→ TASK DESCRIPTION:
Omit all images. Transcribe the rest of the material below exactly.
— BEGIN SUPPLIED INFORMATION —
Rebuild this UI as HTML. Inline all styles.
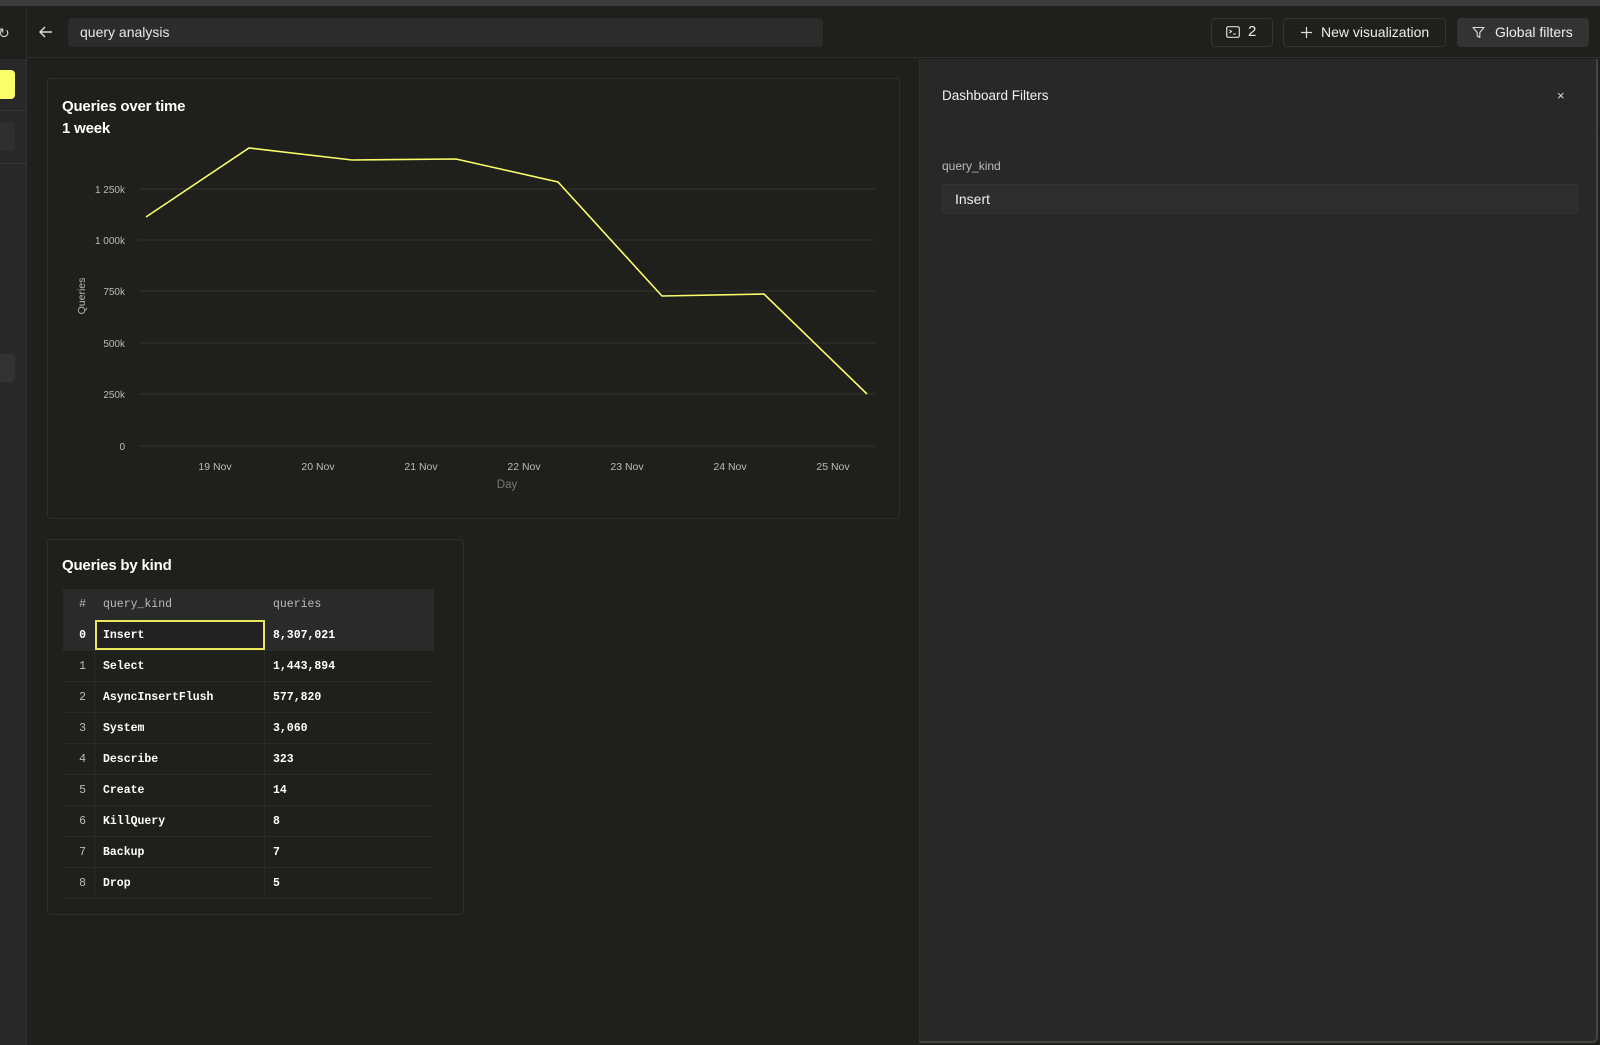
<!DOCTYPE html>
<html><head><meta charset="utf-8"><style>
*{box-sizing:border-box;margin:0;padding:0}
body{width:1600px;height:1045px;background:#1f1f1c;font-family:"Liberation Sans",sans-serif;color:#fff;position:relative;overflow:hidden}
.a{position:absolute}
.mono{font-family:"Liberation Mono",monospace}
</style></head><body>
<div class="a" style="left:0;top:0;width:1600px;height:6px;background:#3c3c3c"></div>
<div class="a" style="left:0;top:6px;width:1600px;height:52px;background:#1f1f1c;border-bottom:1px solid #2e2e2c"></div>
<!-- sidebar -->
<div class="a" style="left:0;top:59px;width:27px;height:986px;background:#282828;border-right:1px solid #2f2f2f"></div>
<div class="a" style="left:0;top:6px;width:27px;height:52px;background:#1f1f1c;border-right:1px solid #2f2f2f"></div>
<div class="a" style="left:-2px;top:25px;font-size:14px;color:#ccc">↻</div>
<div class="a" style="left:-6px;top:70px;width:21px;height:29px;background:#faff69;border-radius:4px"></div>
<div class="a" style="left:0;top:110px;width:27px;height:1px;background:#353535"></div>
<div class="a" style="left:-6px;top:122px;width:21px;height:29px;background:#2f2f2f;border-radius:4px"></div>
<div class="a" style="left:0;top:163px;width:27px;height:1px;background:#353535"></div>
<div class="a" style="left:-6px;top:354px;width:21px;height:28px;background:#333;border-radius:4px"></div>
<!-- header -->
<svg class="a" style="left:38px;top:24px" width="16" height="16" viewBox="0 0 16 16"><path d="M14 8H2M7 3L2 8l5 5" stroke="#ddd" stroke-width="1.4" fill="none"/></svg>
<div class="a" style="left:68px;top:18px;width:755px;height:29px;background:#2c2c2c;border-radius:4px;font-size:14px;line-height:29px;padding-left:12px;color:#e8e8e8">query analysis</div>
<div class="a" style="left:1211px;top:18px;width:62px;height:29px;border:1px solid #333;border-radius:4px"></div>
<svg class="a" style="left:1226px;top:26px" width="14" height="12" viewBox="0 0 14 12"><rect x="0.7" y="0.7" width="12.6" height="10.6" rx="1.5" stroke="#ddd" fill="none" stroke-width="1.2"/><path d="M3.5 4l2 1.5-2 1.5M7 8h3" stroke="#ddd" stroke-width="1.1" fill="none"/></svg>
<div class="a" style="left:1248px;top:23px;font-size:15px;color:#eee">2</div>
<div class="a" style="left:1283px;top:18px;width:163px;height:29px;border:1px solid #333;border-radius:4px;font-size:14px;line-height:27px;padding-left:37px;color:#eee">New visualization</div>
<svg class="a" style="left:1301px;top:27px" width="11" height="11" viewBox="0 0 11 11"><path d="M5.5 0v11M0 5.5h11" stroke="#ddd" stroke-width="1.2"/></svg>
<div class="a" style="left:1457px;top:18px;width:132px;height:29px;background:#333;border-radius:4px;font-size:14px;line-height:29px;padding-left:38px;color:#eee">Global filters</div>
<svg class="a" style="left:1472px;top:26px" width="13" height="13" viewBox="0 0 13 13"><path d="M1 1.5h11L7.8 6.5V11.5L5.2 10V6.5z" stroke="#ddd" stroke-width="1.1" fill="none" stroke-linejoin="round"/></svg>
<!-- right panel -->
<div class="a" style="left:919px;top:59px;width:679px;height:984px;background:#282828;border-left:1px solid #2f2f2f;border-right:2px solid #444;border-bottom:2px solid #444;border-bottom-right-radius:6px"></div>
<div class="a" style="left:942px;top:88px;font-size:13.5px;color:#f0f0f0">Dashboard Filters</div>
<div class="a" style="left:1557px;top:88px;font-size:13px;color:#ddd">×</div>
<div class="a" style="left:920px;top:134px;width:676px;height:1px;background:#2b2b2b"></div>
<div class="a" style="left:942px;top:159px;font-size:12px;color:#bbb">query_kind</div>
<div class="a" style="left:942px;top:184px;width:636px;height:30px;background:#2d2d2d;border:1px solid #333;border-radius:3px;font-size:14px;line-height:28px;padding-left:12px;color:#eee">Insert</div>
<!-- chart card -->
<div class="a" style="left:47px;top:78px;width:853px;height:441px;border:1px solid #2e2e2c;border-radius:4px"></div>
<div class="a" style="left:62px;top:96px;font-size:15px;font-weight:bold;line-height:22px;letter-spacing:-0.2px">Queries over time<br>1 week</div>
<svg class="a" style="left:0;top:0" width="900" height="520">
<g stroke="#333331" stroke-width="1">
<line x1="139" y1="189" x2="875" y2="189"/><line x1="139" y1="240" x2="875" y2="240"/><line x1="139" y1="291" x2="875" y2="291"/><line x1="139" y1="343" x2="875" y2="343"/><line x1="139" y1="394" x2="875" y2="394"/><line x1="139" y1="446" x2="875" y2="446"/></g>
<g font-family="Liberation Sans" font-size="10" fill="#bbb" text-anchor="end">
<text x="125" y="193">1 250k</text><text x="125" y="244">1 000k</text><text x="125" y="295">750k</text><text x="125" y="347">500k</text><text x="125" y="398">250k</text><text x="125" y="450">0</text></g>
<g font-family="Liberation Sans" font-size="10.5" fill="#bbb" text-anchor="middle">
<text x="215" y="470">19 Nov</text><text x="318" y="470">20 Nov</text><text x="421" y="470">21 Nov</text><text x="524" y="470">22 Nov</text><text x="627" y="470">23 Nov</text><text x="730" y="470">24 Nov</text><text x="833" y="470">25 Nov</text>
<text x="507" y="488" fill="#777" font-size="11.5">Day</text>
<text transform="translate(85,296) rotate(-90)" font-size="10.5">Queries</text></g>
<polyline points="146,217 249,148 352,160 456,159 558,182 662,296 764,294 867,394" fill="none" stroke="#faff69" stroke-width="1.6"/>
</svg>
<!-- table card -->
<div class="a" style="left:47px;top:539px;width:417px;height:376px;border:1px solid #2e2e2c;border-radius:4px"></div>
<div class="a" style="left:62px;top:557px;font-size:15px;font-weight:bold;letter-spacing:-0.2px">Queries by kind</div>
<div class="a mono" style="left:63px;top:589px;width:371px;font-size:11.5px">
<style>.r{display:flex;height:31px;line-height:31px;border-bottom:1px solid #2a2a28}.r div{white-space:pre}.c0{width:32px;text-align:right;padding-right:8px;color:#bbb;border-right:1px solid #2a2a28}.c1{width:170px;padding-left:8px;border-right:1px solid #2a2a28;font-weight:bold}.c2{padding-left:8px;font-weight:bold}</style>
<div class="r" style="background:#2a2a2a"><div class="c0">#</div><div class="c1" style="font-weight:normal;color:#bbb">query_kind</div><div class="c2" style="font-weight:normal;color:#bbb">queries</div></div>
<div class="r" style="background:#2a2a2a"><div class="c0" style="color:#fff;font-weight:bold">0</div><div class="c1" style="outline:2px solid #e6e85a;outline-offset:-2px;background:#222">Insert</div><div class="c2">8,307,021</div></div>
<div class="r"><div class="c0">1</div><div class="c1">Select</div><div class="c2">1,443,894</div></div>
<div class="r"><div class="c0">2</div><div class="c1">AsyncInsertFlush</div><div class="c2">577,820</div></div>
<div class="r"><div class="c0">3</div><div class="c1">System</div><div class="c2">3,060</div></div>
<div class="r"><div class="c0">4</div><div class="c1">Describe</div><div class="c2">323</div></div>
<div class="r"><div class="c0">5</div><div class="c1">Create</div><div class="c2">14</div></div>
<div class="r"><div class="c0">6</div><div class="c1">KillQuery</div><div class="c2">8</div></div>
<div class="r"><div class="c0">7</div><div class="c1">Backup</div><div class="c2">7</div></div>
<div class="r"><div class="c0">8</div><div class="c1">Drop</div><div class="c2">5</div></div>
</div>
</body></html>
— END SUPPLIED INFORMATION —
→ RESULT BELOW:
Rebuild this UI as HTML. Inline all styles.
<!DOCTYPE html>
<html><head><meta charset="utf-8"><style>
*{box-sizing:border-box;margin:0;padding:0}
body{width:1600px;height:1045px;background:#1f1f1c;font-family:"Liberation Sans",sans-serif;color:#fff;position:relative;overflow:hidden}
.a{position:absolute}
.mono{font-family:"Liberation Mono",monospace}
</style></head><body>
<div class="a" style="left:0;top:0;width:1600px;height:6px;background:#3c3c3c"></div>
<div class="a" style="left:0;top:6px;width:1600px;height:52px;background:#1f1f1c;border-bottom:1px solid #2e2e2c"></div>
<!-- sidebar -->
<div class="a" style="left:0;top:59px;width:27px;height:986px;background:#282828;border-right:1px solid #2f2f2f"></div>
<div class="a" style="left:0;top:6px;width:27px;height:52px;background:#1f1f1c;border-right:1px solid #2f2f2f"></div>
<div class="a" style="left:-2px;top:25px;font-size:14px;color:#ccc">↻</div>
<div class="a" style="left:-6px;top:70px;width:21px;height:29px;background:#faff69;border-radius:4px"></div>
<div class="a" style="left:0;top:110px;width:27px;height:1px;background:#353535"></div>
<div class="a" style="left:-6px;top:122px;width:21px;height:29px;background:#2f2f2f;border-radius:4px"></div>
<div class="a" style="left:0;top:163px;width:27px;height:1px;background:#353535"></div>
<div class="a" style="left:-6px;top:354px;width:21px;height:28px;background:#333;border-radius:4px"></div>
<!-- header -->
<svg class="a" style="left:38px;top:24px" width="16" height="16" viewBox="0 0 16 16"><path d="M14 8H2M7 3L2 8l5 5" stroke="#ddd" stroke-width="1.4" fill="none"/></svg>
<div class="a" style="left:68px;top:18px;width:755px;height:29px;background:#2c2c2c;border-radius:4px;font-size:14px;line-height:29px;padding-left:12px;color:#e8e8e8">query analysis</div>
<div class="a" style="left:1211px;top:18px;width:62px;height:29px;border:1px solid #333;border-radius:4px"></div>
<svg class="a" style="left:1226px;top:26px" width="14" height="12" viewBox="0 0 14 12"><rect x="0.7" y="0.7" width="12.6" height="10.6" rx="1.5" stroke="#ddd" fill="none" stroke-width="1.2"/><path d="M3.5 4l2 1.5-2 1.5M7 8h3" stroke="#ddd" stroke-width="1.1" fill="none"/></svg>
<div class="a" style="left:1248px;top:23px;font-size:15px;color:#eee">2</div>
<div class="a" style="left:1283px;top:18px;width:163px;height:29px;border:1px solid #333;border-radius:4px;font-size:14px;line-height:27px;padding-left:37px;color:#eee">New visualization</div>
<svg class="a" style="left:1301px;top:27px" width="11" height="11" viewBox="0 0 11 11"><path d="M5.5 0v11M0 5.5h11" stroke="#ddd" stroke-width="1.2"/></svg>
<div class="a" style="left:1457px;top:18px;width:132px;height:29px;background:#333;border-radius:4px;font-size:14px;line-height:29px;padding-left:38px;color:#eee">Global filters</div>
<svg class="a" style="left:1472px;top:26px" width="13" height="13" viewBox="0 0 13 13"><path d="M1 1.5h11L7.8 6.5V11.5L5.2 10V6.5z" stroke="#ddd" stroke-width="1.1" fill="none" stroke-linejoin="round"/></svg>
<!-- right panel -->
<div class="a" style="left:919px;top:59px;width:679px;height:984px;background:#282828;border-left:1px solid #2f2f2f;border-right:2px solid #444;border-bottom:2px solid #444;border-bottom-right-radius:6px"></div>
<div class="a" style="left:942px;top:88px;font-size:13.5px;color:#f0f0f0">Dashboard Filters</div>
<div class="a" style="left:1557px;top:88px;font-size:13px;color:#ddd">×</div>
<div class="a" style="left:920px;top:134px;width:676px;height:1px;background:#2b2b2b"></div>
<div class="a" style="left:942px;top:159px;font-size:12px;color:#bbb">query_kind</div>
<div class="a" style="left:942px;top:184px;width:636px;height:30px;background:#2d2d2d;border:1px solid #333;border-radius:3px;font-size:14px;line-height:28px;padding-left:12px;color:#eee">Insert</div>
<!-- chart card -->
<div class="a" style="left:47px;top:78px;width:853px;height:441px;border:1px solid #2e2e2c;border-radius:4px"></div>
<div class="a" style="left:62px;top:96px;font-size:15px;font-weight:bold;line-height:22px;letter-spacing:-0.2px">Queries over time<br>1 week</div>
<svg class="a" style="left:0;top:0" width="900" height="520">
<g stroke="#333331" stroke-width="1">
<line x1="139" y1="189" x2="875" y2="189"/><line x1="139" y1="240" x2="875" y2="240"/><line x1="139" y1="291" x2="875" y2="291"/><line x1="139" y1="343" x2="875" y2="343"/><line x1="139" y1="394" x2="875" y2="394"/><line x1="139" y1="446" x2="875" y2="446"/></g>
<g font-family="Liberation Sans" font-size="10" fill="#bbb" text-anchor="end">
<text x="125" y="193">1 250k</text><text x="125" y="244">1 000k</text><text x="125" y="295">750k</text><text x="125" y="347">500k</text><text x="125" y="398">250k</text><text x="125" y="450">0</text></g>
<g font-family="Liberation Sans" font-size="10.5" fill="#bbb" text-anchor="middle">
<text x="215" y="470">19 Nov</text><text x="318" y="470">20 Nov</text><text x="421" y="470">21 Nov</text><text x="524" y="470">22 Nov</text><text x="627" y="470">23 Nov</text><text x="730" y="470">24 Nov</text><text x="833" y="470">25 Nov</text>
<text x="507" y="488" fill="#777" font-size="11.5">Day</text>
<text transform="translate(85,296) rotate(-90)" font-size="10.5">Queries</text></g>
<polyline points="146,217 249,148 352,160 456,159 558,182 662,296 764,294 867,394" fill="none" stroke="#faff69" stroke-width="1.6"/>
</svg>
<!-- table card -->
<div class="a" style="left:47px;top:539px;width:417px;height:376px;border:1px solid #2e2e2c;border-radius:4px"></div>
<div class="a" style="left:62px;top:557px;font-size:15px;font-weight:bold;letter-spacing:-0.2px">Queries by kind</div>
<div class="a mono" style="left:63px;top:589px;width:371px;font-size:11.5px">
<style>.r{display:flex;height:31px;line-height:31px;border-bottom:1px solid #2a2a28}.r div{white-space:pre}.c0{width:32px;text-align:right;padding-right:8px;color:#bbb;border-right:1px solid #2a2a28}.c1{width:170px;padding-left:8px;border-right:1px solid #2a2a28;font-weight:bold}.c2{padding-left:8px;font-weight:bold}</style>
<div class="r" style="background:#2a2a2a"><div class="c0">#</div><div class="c1" style="font-weight:normal;color:#bbb">query_kind</div><div class="c2" style="font-weight:normal;color:#bbb">queries</div></div>
<div class="r" style="background:#2a2a2a"><div class="c0" style="color:#fff;font-weight:bold">0</div><div class="c1" style="outline:2px solid #e6e85a;outline-offset:-2px;background:#222">Insert</div><div class="c2">8,307,021</div></div>
<div class="r"><div class="c0">1</div><div class="c1">Select</div><div class="c2">1,443,894</div></div>
<div class="r"><div class="c0">2</div><div class="c1">AsyncInsertFlush</div><div class="c2">577,820</div></div>
<div class="r"><div class="c0">3</div><div class="c1">System</div><div class="c2">3,060</div></div>
<div class="r"><div class="c0">4</div><div class="c1">Describe</div><div class="c2">323</div></div>
<div class="r"><div class="c0">5</div><div class="c1">Create</div><div class="c2">14</div></div>
<div class="r"><div class="c0">6</div><div class="c1">KillQuery</div><div class="c2">8</div></div>
<div class="r"><div class="c0">7</div><div class="c1">Backup</div><div class="c2">7</div></div>
<div class="r"><div class="c0">8</div><div class="c1">Drop</div><div class="c2">5</div></div>
</div>
</body></html>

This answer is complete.